Più complesso è ripercorrere la storia dello gnosticismo all’interno del quale nel corso dei secoli sono confluite correnti fra loro diverse, ma accomunate da un approccio sostanzialmente dualistico (spirito e materia), spiritualistico e misticheggiante. «Un certo neo-gnosticismo, dal canto suo, presenta una salvezza meramente interiore, rinchiusa nel soggettivismo. Essa consiste nell’elevarsi con l’intelletto al di là della carne di Gesù» (Placuit Deo, n. 3). Dal Cristo rivoluzionario al mero simbolo spirituale. Il Cristianesimo diviene una corrente di pensiero, una cultura, e non più una persona da incontrare. Il risultato – sottolineava Francesco a pochi mesi dalla sua elezione, nel giugno 2013 – è un Cristianesimo fluido, propugnato da “cristiani light” che «invece di amare la roccia, amano le parole belle, le cose belle» e si rivolgono a «un “dio spray”, un “dio personale”».
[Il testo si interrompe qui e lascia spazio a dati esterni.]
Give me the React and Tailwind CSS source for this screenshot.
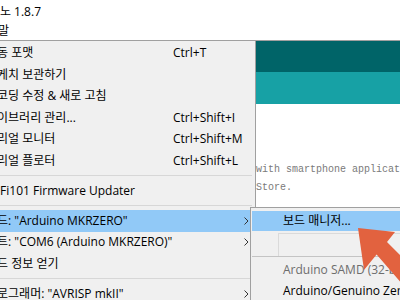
import React from "react";

const UI = "font-['Open_Sans','Noto_Sans_CJK_KR',sans-serif]";

const items = [
  { label: "자동 포맷", sc: "Ctrl+T" },
  { label: "스케치 보관하기" },
  { label: "인코딩 수정 & 새로 고침" },
  { label: "라이브러리 관리...", sc: "Ctrl+Shift+I" },
  { label: "시리얼 모니터", sc: "Ctrl+Shift+M" },
  { label: "시리얼 플로터", sc: "Ctrl+Shift+L" },
  { sep: true },
  { label: "WiFi101 Firmware Updater" },
  { sep: true },
  { label: '보드: "Arduino MKRZERO"', sub: true, active: true },
  { label: '포트: "COM6 (Arduino MKRZERO)"', sub: true },
  { label: "보드 정보 얻기" },
  { sep: true },
  { label: '프로그래머: "AVRISP mkII"', sub: true },
];

function Chevron() {
  return (
    <svg width="5" height="8" viewBox="0 0 5 8" className="shrink-0">
      <polyline points="0.5,0.5 4,4 0.5,7.5" fill="none" stroke="#333" strokeWidth="1" />
    </svg>
  );
}

function MenuRow({ item }) {
  if (item.sep) {
    return (
      <div className="h-[8.5px] flex items-center mr-[3px]">
        <div className="h-px w-full bg-[#d7d7d7]" />
      </div>
    );
  }
  return (
    <div className={`h-[21.5px] flex items-center mr-[2px] ${item.active ? "bg-[#91c9f7]" : ""}`}>
      <span className="-ml-[14px] w-[187px] shrink-0 whitespace-nowrap">{item.label}</span>
      <span className="flex-1 whitespace-nowrap">{item.sc}</span>
      {item.sub && <span className="mr-[4px] flex"><Chevron /></span>}
    </div>
  );
}

export default function App() {
  return (
    <div className={`relative w-[400px] h-[300px] overflow-hidden bg-white text-[12px] text-black leading-none ${UI}`}>
      {/* title bar */}
      <div className="h-[21px] pt-[2px] flex items-center">
        <div className="w-[41px] flex justify-end whitespace-nowrap">아두이노 1.8.7</div>
      </div>
      {/* menu bar */}
      <div className="h-[19px] flex items-center">
        <div className="w-[9px] flex justify-end whitespace-nowrap">파일 편집 스케치 툴 도움말</div>
      </div>
      <div className="h-px bg-[#a0a0a0]" />

      <div className="flex">
        {/* dropdown menu */}
        <div className="w-[256px] shrink-0 bg-[#f0f0f0] border-r border-[#a0a0a0] pt-[1.5px] h-[260px]">
          {items.map((it, i) => (
            <MenuRow key={i} item={it} />
          ))}
        </div>

        {/* editor side */}
        <div className="flex-1 flex flex-col">
          <div className="h-[31px] bg-[#006468]" />
          <div className="h-[32px] bg-[#17a1a5]" />
          <div className="pt-[57px] font-['Liberation_Mono',monospace] text-[10px] leading-[18px] text-[#7a7a7a] whitespace-nowrap">
            <div>with smartphone application</div>
            <div>Store.</div>
          </div>
        </div>
      </div>

      {/* board submenu */}
      <div className="absolute left-[250px] top-[207px] w-[160px] h-[100px] bg-[#f0f0f0] border-l border-t border-[#a0a0a0] pt-[3px] pl-[1px]">
        <div className="h-[20px] bg-[#91c9f7] pl-[31px] flex items-center whitespace-nowrap">보드 매니저...</div>
        <div className="h-[25px] pt-[2px]">
          <div className="ml-[26px] h-[23px] border-t border-l border-[#dadada]" />
        </div>
        <div className="h-px bg-[#c4c4c4]" />
        <div className="pt-[2px]">
          <div className="h-[21.5px] pl-[31px] flex items-center whitespace-nowrap text-[#6d6d6d]">
            Arduino SAMD (32-bits ARM Cortex-M0+) Boards
          </div>
          <div className="h-[21.5px] pl-[31px] flex items-center whitespace-nowrap">
            Arduino/Genuino Zero (Programming Port)
          </div>
        </div>
      </div>

      {/* annotation arrow */}
      <svg className="absolute left-0 top-0 pointer-events-none" width="400" height="300" viewBox="0 0 400 300">
        <polygon
          points="358,228 395,232 387,242 440,295 425,310 376.6,254.6 364,270"
          fill="#e2623f"
        />
      </svg>
    </div>
  );
}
Al pari del pelagianesimo, come si vede, lo gnosticismo concede molto all’individualismo, ridimensionando – quando non negando – la carne di Cristo e la salvezza che da esso solo proviene. In considerazione dell’intimo legame fra Cristo e gli ultimi, ne consegue anche il pericolo, per dirla nuovamente con le parole di Francesco, di «confidare nel ragionamento logico e chiaro, il quale però perde la tenerezza della carne del fratello». Progressismo o tradizionalismo, in questo, pari sono.
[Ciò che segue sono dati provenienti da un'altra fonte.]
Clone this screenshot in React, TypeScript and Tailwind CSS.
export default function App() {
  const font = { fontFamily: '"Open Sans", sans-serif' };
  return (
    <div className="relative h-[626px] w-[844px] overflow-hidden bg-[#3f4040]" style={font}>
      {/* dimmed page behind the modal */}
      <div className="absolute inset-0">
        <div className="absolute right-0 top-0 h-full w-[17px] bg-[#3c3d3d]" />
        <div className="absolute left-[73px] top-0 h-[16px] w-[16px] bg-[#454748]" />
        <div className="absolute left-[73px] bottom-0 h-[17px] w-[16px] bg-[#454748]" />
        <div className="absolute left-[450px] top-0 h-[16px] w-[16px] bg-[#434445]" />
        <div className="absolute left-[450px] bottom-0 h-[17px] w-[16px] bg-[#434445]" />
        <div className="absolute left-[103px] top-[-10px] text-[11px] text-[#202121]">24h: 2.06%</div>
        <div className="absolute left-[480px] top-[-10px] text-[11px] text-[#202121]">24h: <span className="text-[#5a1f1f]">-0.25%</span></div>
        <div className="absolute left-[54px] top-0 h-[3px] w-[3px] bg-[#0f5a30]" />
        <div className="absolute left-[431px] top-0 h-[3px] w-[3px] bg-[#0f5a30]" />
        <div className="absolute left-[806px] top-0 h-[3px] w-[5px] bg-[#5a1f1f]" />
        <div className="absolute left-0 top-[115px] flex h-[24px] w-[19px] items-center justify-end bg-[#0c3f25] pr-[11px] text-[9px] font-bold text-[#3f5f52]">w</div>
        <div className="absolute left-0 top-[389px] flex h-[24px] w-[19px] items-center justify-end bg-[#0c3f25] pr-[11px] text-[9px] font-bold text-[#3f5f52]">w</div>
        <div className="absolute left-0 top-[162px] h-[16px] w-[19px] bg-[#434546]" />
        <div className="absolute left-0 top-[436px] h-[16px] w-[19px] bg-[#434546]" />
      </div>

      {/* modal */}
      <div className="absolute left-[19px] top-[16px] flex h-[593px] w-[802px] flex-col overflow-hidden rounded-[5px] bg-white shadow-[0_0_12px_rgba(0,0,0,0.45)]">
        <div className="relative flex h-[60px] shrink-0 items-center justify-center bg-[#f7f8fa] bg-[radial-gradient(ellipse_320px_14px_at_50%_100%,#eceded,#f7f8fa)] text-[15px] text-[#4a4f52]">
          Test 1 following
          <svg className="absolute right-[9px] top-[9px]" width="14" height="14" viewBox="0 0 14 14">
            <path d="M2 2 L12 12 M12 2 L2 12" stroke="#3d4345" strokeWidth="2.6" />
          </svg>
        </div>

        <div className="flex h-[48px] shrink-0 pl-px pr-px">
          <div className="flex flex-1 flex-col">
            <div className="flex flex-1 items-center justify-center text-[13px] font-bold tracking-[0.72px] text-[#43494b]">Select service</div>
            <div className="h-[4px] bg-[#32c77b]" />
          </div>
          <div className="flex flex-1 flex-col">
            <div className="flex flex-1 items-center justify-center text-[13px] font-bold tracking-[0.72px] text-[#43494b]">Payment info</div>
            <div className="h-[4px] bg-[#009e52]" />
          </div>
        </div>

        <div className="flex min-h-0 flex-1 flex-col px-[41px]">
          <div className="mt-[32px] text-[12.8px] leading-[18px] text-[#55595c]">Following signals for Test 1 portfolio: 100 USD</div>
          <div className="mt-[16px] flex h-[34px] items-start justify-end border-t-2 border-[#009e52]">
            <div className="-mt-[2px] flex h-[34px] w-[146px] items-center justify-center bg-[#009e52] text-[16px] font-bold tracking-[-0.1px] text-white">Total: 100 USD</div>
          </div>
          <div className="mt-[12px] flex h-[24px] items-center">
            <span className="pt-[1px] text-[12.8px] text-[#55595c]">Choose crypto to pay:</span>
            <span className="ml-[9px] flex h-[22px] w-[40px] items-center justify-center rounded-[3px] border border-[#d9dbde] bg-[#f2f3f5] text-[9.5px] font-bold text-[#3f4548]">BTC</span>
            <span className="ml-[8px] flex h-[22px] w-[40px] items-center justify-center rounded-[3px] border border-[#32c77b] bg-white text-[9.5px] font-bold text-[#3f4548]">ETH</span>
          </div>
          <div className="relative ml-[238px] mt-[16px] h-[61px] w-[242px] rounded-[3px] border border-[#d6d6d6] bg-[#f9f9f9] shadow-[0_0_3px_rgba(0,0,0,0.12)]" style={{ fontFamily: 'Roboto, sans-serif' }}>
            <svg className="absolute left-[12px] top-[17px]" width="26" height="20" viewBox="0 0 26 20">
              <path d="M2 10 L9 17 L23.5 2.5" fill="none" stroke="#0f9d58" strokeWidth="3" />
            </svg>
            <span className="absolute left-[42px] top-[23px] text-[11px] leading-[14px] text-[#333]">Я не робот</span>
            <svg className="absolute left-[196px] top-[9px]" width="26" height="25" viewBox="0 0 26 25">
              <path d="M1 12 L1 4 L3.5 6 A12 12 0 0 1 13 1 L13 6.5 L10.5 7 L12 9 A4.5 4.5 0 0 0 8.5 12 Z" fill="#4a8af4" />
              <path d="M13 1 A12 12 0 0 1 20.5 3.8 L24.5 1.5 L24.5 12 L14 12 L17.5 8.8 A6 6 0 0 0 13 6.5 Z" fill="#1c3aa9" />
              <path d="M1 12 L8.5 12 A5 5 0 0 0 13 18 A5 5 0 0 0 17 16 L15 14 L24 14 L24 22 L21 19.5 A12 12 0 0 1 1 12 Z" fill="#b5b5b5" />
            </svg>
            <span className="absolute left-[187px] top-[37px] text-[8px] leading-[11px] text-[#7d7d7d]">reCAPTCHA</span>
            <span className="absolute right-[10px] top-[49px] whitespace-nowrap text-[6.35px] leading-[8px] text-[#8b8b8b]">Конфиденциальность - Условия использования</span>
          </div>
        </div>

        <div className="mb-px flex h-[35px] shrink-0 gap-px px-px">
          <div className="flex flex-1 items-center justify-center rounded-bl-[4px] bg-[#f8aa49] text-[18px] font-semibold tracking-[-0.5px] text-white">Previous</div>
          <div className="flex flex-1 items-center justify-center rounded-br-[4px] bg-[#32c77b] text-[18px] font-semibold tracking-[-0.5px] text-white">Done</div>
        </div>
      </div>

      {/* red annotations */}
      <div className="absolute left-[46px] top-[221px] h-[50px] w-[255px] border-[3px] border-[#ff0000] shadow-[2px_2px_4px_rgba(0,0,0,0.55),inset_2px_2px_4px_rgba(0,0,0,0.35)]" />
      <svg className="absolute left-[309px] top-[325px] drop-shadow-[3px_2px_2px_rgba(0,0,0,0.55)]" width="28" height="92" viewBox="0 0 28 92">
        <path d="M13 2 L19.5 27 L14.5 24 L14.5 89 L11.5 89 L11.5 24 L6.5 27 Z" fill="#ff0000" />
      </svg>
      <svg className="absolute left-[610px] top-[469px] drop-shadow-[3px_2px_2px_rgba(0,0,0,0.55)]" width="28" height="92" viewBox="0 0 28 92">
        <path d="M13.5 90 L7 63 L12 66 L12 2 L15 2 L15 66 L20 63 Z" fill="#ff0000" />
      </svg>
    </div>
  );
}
In realtà, la rievocazione di pelagianesimo e gnosticismo con Francesco viene da più lontano. E non soltanto dall’esortazione apostolica Evangelii gaudium, nella quale le due correnti vengono poste in relazione con la mondanità spirituale e con la pretesa di “dominare lo spazio della Chiesa” (n. 94). L’11 maggio 2009, durante la Messa di apertura della 97a Assemblea generale della Conferenza episcopale argentina, da arcivescovo di Buenos Aires il card. Jorge Mario Bergoglio fa già riferimento a gnosticismo e pelagianesimo in un’omelia significativamente incentrata sulla necessità di liberare il ministero episcopale e sacerdotale dalla mondanizzazione. «Lasciamoci introdurre [dallo Spirito Santo] nel Mistero e lasciamoci inviare da Lui come testimoni, in modo tale da non configurarci come una Chiesa gnostica o una Chiesa autoreferenziale. E che attraverso questo cammino possiamo raggiungere la meta senza prendere scorciatoie negoziando con la “prudenza” del mondo, la “prudenza” nata dai compromessi con la ricchezza, con la vanità e con l’orgoglio. Il nostro popolo fedele ci chiede pastori, testimoni del Mistero, inviati per annunciare Gesù Cristo». Due anni dopo, il 7 novembre 2011, Bergoglio interviene sullo stesso tema commentando il passo evangelico delle nozze di Cana nella sua ultima omelia da presidente della Conferenza episcopale argentina. «Non c’è spazio per nessun tipo di gnosticismo né di pelagianesimo “eroici”. Tutto è grazia, grazia tangibile versata per amore».